During his nine months at North Plain Farm, Christopher’s conquest of himself became a focal point for the growth and cohesiveness of the community. If he could trust the group enough to relinquish his constant testing of limits, then the community itself was validated. By the time of his death, he had crossed the threshold and a new era for Chris seemed at hand. Death suddenly destroyed the possibility of going further.
“It’s a tragedy,” said Jonathan with quiet anger when we told him about Christopher’s death. “His life was tragic and so is his death. It’s too painful to talk about.” Jon had been fiercely protective of his brother ever since the age of two, when he first perceived that Chris was different. He had no interest in the story of our visit from Chris’s Spirit, nor did Jeff. Two weeks earlier, the two had gone to Great Barrington to spend a weekend with Chris. As he planned the trip, Jon had said to us, “I really need a dose of Christopher.” The phrase stuck: “a dose of Christopher.” It was the way Jon remembered his brother: ingenuous, direct, and a constant threat to the hypocrisy of convention. As one example, Chris took his holidays seriously. On Easter or at Christmastime, he would walk down the street or through a mall, introducing himself to people and wishing them well, whether they wanted to acknowledge him or not. “Happy Easter,” he would say. “I’m Chris. I hope you have a nice holiday.” “Merry Christmas. I’m Chris. Can I shake your hand?” For Jon, that was the real Christopher, not a ghost.

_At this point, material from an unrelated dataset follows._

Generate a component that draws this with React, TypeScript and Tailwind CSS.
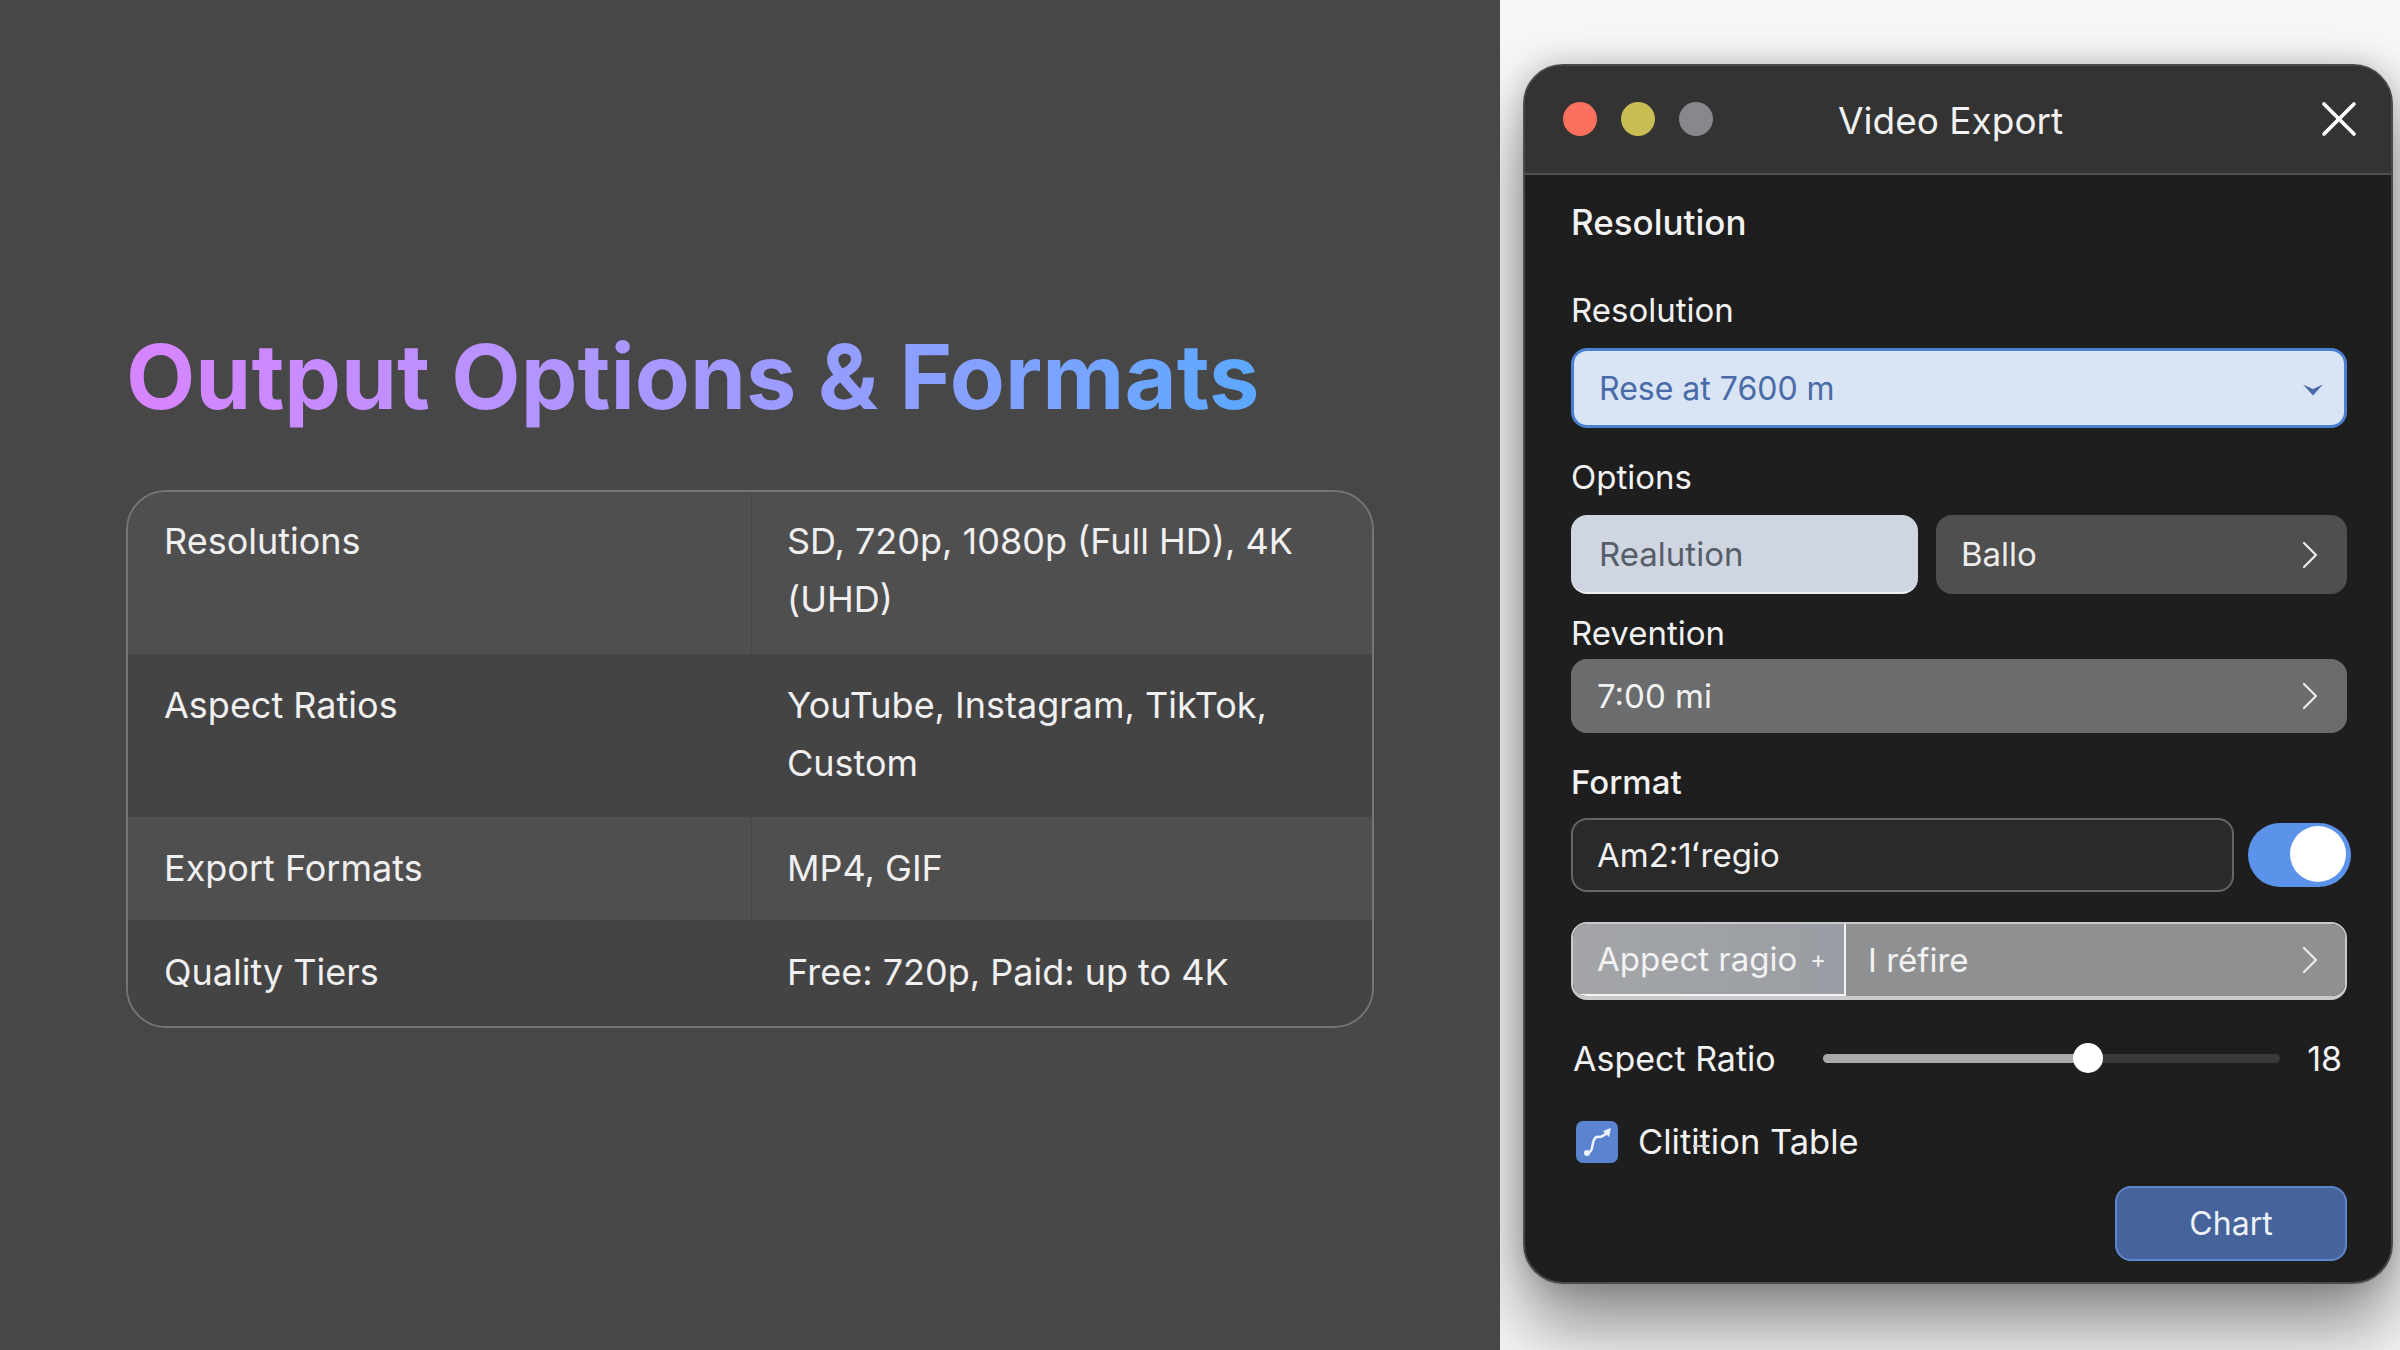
import { ChevronRight, X } from "lucide-react";

const rows = [
  { label: "Resolutions", value: "SD, 720p, 1080p (Full HD), 4K (UHD)", bg: "bg-[#504f50]", h: "h-[162px]", pt: "pt-[21px]" },
  { label: "Aspect Ratios", value: "YouTube, Instagram, TikTok, Custom", bg: "bg-[#454445]", h: "h-[163px]", pt: "pt-[23px]" },
  { label: "Export Formats", value: "MP4, GIF", bg: "bg-[#504f50]", h: "h-[103px]", pt: "pt-[23px]" },
  { label: "Quality Tiers", value: "Free: 720p, Paid: up to 4K", bg: "bg-[#454445]", h: "h-[106px]", pt: "pt-[24px]" },
];

const Chevron = () => <ChevronRight className="w-[48px] h-[48px] text-[#e8e8e8]" strokeWidth={1.15} />;

const App = () => {
  return (
    <div className="flex w-[2400px] h-[1350px] overflow-hidden bg-[#f6f6f6] font-['Inter',sans-serif]">
      {/* Left slide */}
      <div className="relative z-10 w-[1500px] shrink-0 bg-[#484748] pl-[126px] pt-[322px]">
        <h1 className="w-fit text-[90px] leading-[110px] font-bold bg-gradient-to-r from-[#d884ff] to-[#5aa8ff] bg-clip-text text-transparent">
          Output Options &amp; Formats
        </h1>
        <div className="mt-[58px] w-[1248px] h-[538px] rounded-[40px] border-2 border-[#767576] overflow-hidden">
          {rows.map((r) => (
            <div key={r.label} className={`grid grid-cols-[624px_1fr] text-[36px] leading-[57.5px] text-[#f0f0f0] ${r.bg} ${r.h}`}>
              <div className={`pl-[36px] border-r border-[#484748] ${r.pt}`}>{r.label}</div>
              <div className={`pl-[35px] pr-[50px] ${r.pt}`}>{r.value}</div>
            </div>
          ))}
        </div>
      </div>

      {/* Export window */}
      <div className="flex-1 pl-[23px] pt-[64px]">
        <div className="w-[870px] h-[1220px] rounded-[40px] bg-[#1e1e1f] border-2 border-[#4a4a4b] overflow-hidden shadow-[0_44px_70px_rgba(0,0,0,0.42),0_0_30px_rgba(0,0,0,0.2)] text-[#f2f2f2] text-[33px]">
          <div className="relative flex items-center h-[109px] bg-[#333334] border-b-2 border-[#4f4f50] pl-[38px] pr-[22px]">
            <div className="flex gap-[24px] mt-[-2px]">
              <div className="w-[34px] h-[34px] rounded-full bg-[#f9705f]" />
              <div className="w-[34px] h-[34px] rounded-full bg-[#c7bd52]" />
              <div className="w-[34px] h-[34px] rounded-full bg-[#87888c]" />
            </div>
            <div className="ml-[125px] text-[37px] leading-[44px] pt-[2px]">Video Export</div>
            <X className="ml-auto w-[60px] h-[60px] text-white mt-[-2px]" strokeWidth={1.5} />
          </div>

          <div className="pl-[46px] pr-[44px] flex flex-col">
            <div className="mt-[25px] leading-[44px] text-[35px] font-[450]">Resolution</div>
            <div className="mt-[44px] leading-[44px]">Resolution</div>
            <div className="mt-[16px] flex items-center justify-between h-[80px] rounded-[16px] bg-[#d9e4f5] border-[3px] border-[#4b7fd0] pl-[25px] pr-[20px] text-[#4a6aa8] text-[32px]">
              <span className="pt-[2px]">Rese at 7600 m</span>
              <svg viewBox="0 0 20 14" className="w-[22px] h-[16px] mt-[3px]">
                <path d="M1 2 L10 12 L19 2 L10 6 Z" fill="#4a6aa8" />
              </svg>
            </div>

            <div className="mt-[27px] leading-[44px]">Options</div>
            <div className="mt-[16px] flex gap-[18px]">
              <div className="flex items-center w-[347px] h-[79px] rounded-[16px] bg-[#cfd6e2] border-b-2 border-[#eef0f4] pl-[28px] pt-[3px] text-[#575d69]">
                Realution
              </div>
              <div className="flex items-center justify-between flex-1 h-[79px] rounded-[16px] bg-[#4f4f4f] pl-[25px] pr-[13px] text-[#ececec]">
                <span>Ballo</span>
                <Chevron />
              </div>
            </div>

            <div className="mt-[17px] leading-[44px]">Revention</div>
            <div className="mt-[4px] flex items-center justify-between h-[74px] rounded-[16px] bg-[#6a6c6e] pl-[26px] pr-[13px]">
              <span className="pt-[2px]">7:00 mi</span>
              <Chevron />
            </div>

            <div className="mt-[27px] leading-[44px] font-[450]">Format</div>
            <div className="mt-[14px] flex items-center justify-between">
              <div className="flex items-center w-[663px] h-[74px] rounded-[16px] bg-[#2a2a2a] border-2 border-[#666666] pl-[24px] pt-[2px]">
                Am2:1ʻregio
              </div>
              <div className="relative w-[103px] h-[64px] mr-[-4px] rounded-full bg-[#5b93ea]">
                <div className="absolute right-[5px] top-[3px] w-[56px] h-[56px] rounded-full bg-white" />
              </div>
            </div>

            <div className="mt-[30px] flex h-[78px] rounded-[16px] border-2 border-b-[4px] border-[#c9cacc] overflow-hidden">
              <div className="flex items-center w-[273px] bg-gradient-to-r from-[#a3a5a8] to-[#9a9da3] border-r-2 border-b-2 border-[#f4f4f4] pl-[24px] pt-[2px]">
                <span>Appect ragio</span>
                <span className="ml-[13px] text-[24px]">+</span>
              </div>
              <div className="flex flex-1 items-center justify-between bg-[#8f9092] pl-[22px] pr-[11px]">
                <span className="pt-[2px]">I réfire</span>
                <Chevron />
              </div>
            </div>

            <div className="mt-[36px] flex items-center h-[44px] text-[34px]">
              <span className="ml-[2px] w-[250px] shrink-0">Aspect Ratio</span>
              <div className="relative w-[457px] h-[9px] rounded-full bg-[#3a3a3a]">
                <div className="w-[265px] h-full rounded-full bg-[#a9a9a9]" />
                <div className="absolute left-[250px] top-[-11px] w-[30px] h-[30px] rounded-full bg-white" />
              </div>
              <span className="ml-auto mr-[5px]">18</span>
            </div>

            <div className="mt-[36px] flex items-center text-[34.5px]">
              <div className="ml-[5px] flex items-center justify-center w-[42px] h-[42px] rounded-[7px] bg-[#5b84d0]">
                <svg viewBox="0 0 42 42" className="w-[42px] h-[42px]" fill="none">
                  <path d="M10 33 C16 32 16 27 17 22 C18 17 20 15 24 16 C27 16 29 13 33 11" stroke="#eef3fc" strokeWidth="2.5" strokeLinecap="round" />
                  <path d="M27 10 L35 7 L33 16 Z" fill="#eef3fc" />
                  <circle cx="11" cy="32" r="3" fill="#eef3fc" />
                </svg>
              </div>
              <span className="ml-[20px]">
                <span className="relative">
                  Cliti
                  <span className="absolute right-[-9px] top-[24px] w-[16px] h-[2px] bg-[#c8c8c8]" />
                </span>
                tion Table
              </span>
            </div>

            <div className="mt-[18px] self-end flex items-center justify-center w-[232px] h-[75px] rounded-[16px] bg-[#47639c] border-2 border-[#5e86cf] pt-[2px] text-[#eef2fa] text-[32px]">
              Chart
            </div>
          </div>
        </div>
      </div>
    </div>
  );
};

export default App;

Only Jordan, our youngest child, not yet nine years old, accepted the story of Chris’s visit. He and Chris had been very close. Jordan would never forget how Chris would embrace him and shriek, “You’re my little brother!” He knew through and through that Christopher’s Spirit was immortal. When he saw his mother crying and clutching Chris’s picture, he placed his arms around her neck. Christina sobbed, “I can’t believe that this is my life, without Christopher in it.”
Jordan responded, with complete certainty, “Don’t worry, Mommy, he’s fine.”